Food & Climate
Canadian canola is facing a crisis after US President Donald Trump activated a 25% tariff on imports from its neighbor on Tuesday, sending its price up about 9% in early trading on Wednesday.
Canola prices rose the most among grains, such as wheat, which rose 5%, and corn, which rose 4%, due to Canada’s control over its cultivation, according to market data which was seen by “Food & Climate” platform.
Canola is a crop with plants from three to five feet tall that produce pods from which seeds are harvested and crushed to create canola oil and meal. These plants also produce small, yellow flowers, which beautify the environment.
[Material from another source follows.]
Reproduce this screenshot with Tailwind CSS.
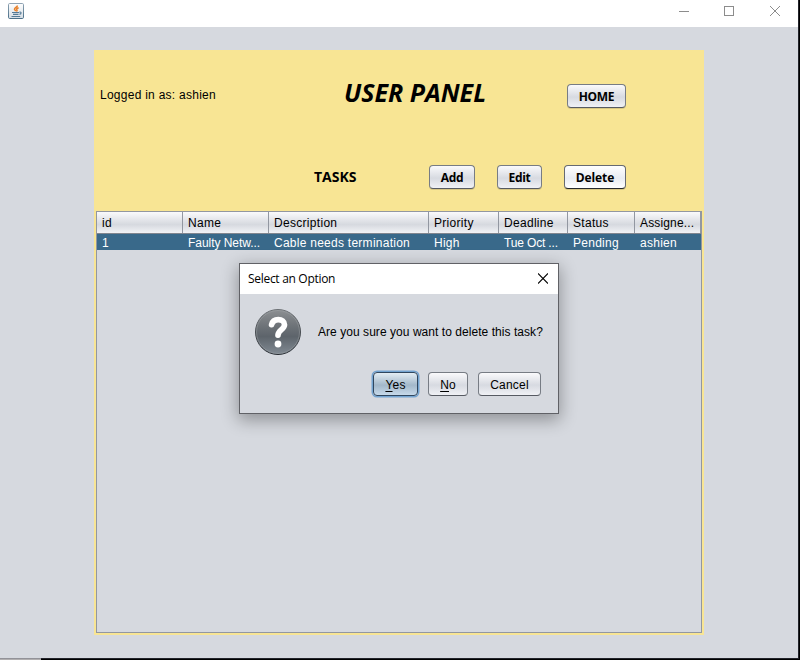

Canola seeds contain about 45 percent oil. This large percentage of oil comes in a small package; canola seeds are similar in size to poppy seeds, though brownish-black in color.
Canola belongs to the Brassica plant family as does mustard, broccoli, Brussels sprouts and cauliflower. Besides the United States, canola is grown in Canada and Australia as well as in Europe and China (but the crop is called “double low rapeseed,” referring to its low levels of erucic acid and glucosinolates, in the latter two countries). In America, the ratio of supply versus demand of canola oil is about 1:4, which presents a huge opportunity for U.S. producers to grow more canola. The healthy oil from this crop is consumed all over the world and number three by volume among edible oils.
About 2 million acres of canola are currently grown in the United States, predominantly in North Dakota, but also in Minnesota, Oklahoma, Kansas, Texas, Montana, Idaho, Oregon, Washington, Kentucky and several other states, according to “U.S. Canada Association” website.
The Canadian canola pains
The Canadian canola sector says U.S. tariffs will levy considerable economic pain throughout that value chain.
“The U.S. decision to go forward with 25% tariffs on Canadian-grown canola and canola products will be felt across the canola value chain, with devastating impacts on farmers, input providers, canola crushing activities, and exports of canola seed, oil, and meal,” said Chris Davison, Canola Council of Canada (CCC) president and CEO, in a media release, yesterday.
The U.S. is Canada’s number one market for canola exports and also a market that is highly integrated with the Canadian canola industry. Total export value in 2023 was $8.6 billion and in 2024 reached $7.7 billion, with record high volumes including 3.3 million tonnes of canola oil and 3.8 million tonnes of canola meal.

“The uncertainty created by this situation continues to impact farmers as they inch closer to planting the 2025 crop,” said Rick White, Canadian Canola Growers Association (CCGA) president and CEO. “The damaging blow caused by tariffs will be felt by every canola farmer, starting with the price they receive at delivery and will extend to the full range of their operations, ultimately reducing farm profitability.”
A recent analysis completed by the CCC on the impact Canadian-grown canola has on the U.S. economy also draws attention to the economic benefits the U.S. derives from the Canadian canola industry, which averages US$11.2 billion per year and includes US$1.2 billion in wages.
There is U.S.-based processing and refining, transportation, bottling and packing, and it is also widely used in food products, restaurants, and the livestock sector on that side of the border, according to “The Western Producer”.
Thousands of growers
Alberta Canola executive director Karla Bergstrom said the tariffs will be “devastating” for the industry she represents.
Roughly 40,000 producers in Canada primarily grow canola, she said, including more than 12,000 in Alberta.
“Canola is their No. 1 farm cash receipt, so, the biggest contributor to profitability on farms,” Bergstrom said.
“The reason this is so impactful with the U.S., is because it is our top [export] market for both canola oil and canola meal.”

Bergstrom said Alberta canola producers have always had a “good relationship” with Americans and there’s “a lot of integration on both sides of the border” when it comes to both raw and processed products such as canola oil and canola meal, used for feeding dairy cows.
“The companies that the farmers sell to, they’re global companies and they’ve got assets on both sides of the border,” she said.
The timing of the tariffs is especially difficult, she added, because of the uncertainty it creates for producers just as seeding season approaches.
“Spring’s just around the corner,” she said. “Will it strain cash flow on farms? Will it impact seeding intentions? What’s it going to do to the cost of inputs to seed the crop? Are there going to be the supply chain constraints because of this? There’s a lot of unknowns at this point and a lot of speculation is that it will not be good”, according to “CBC”.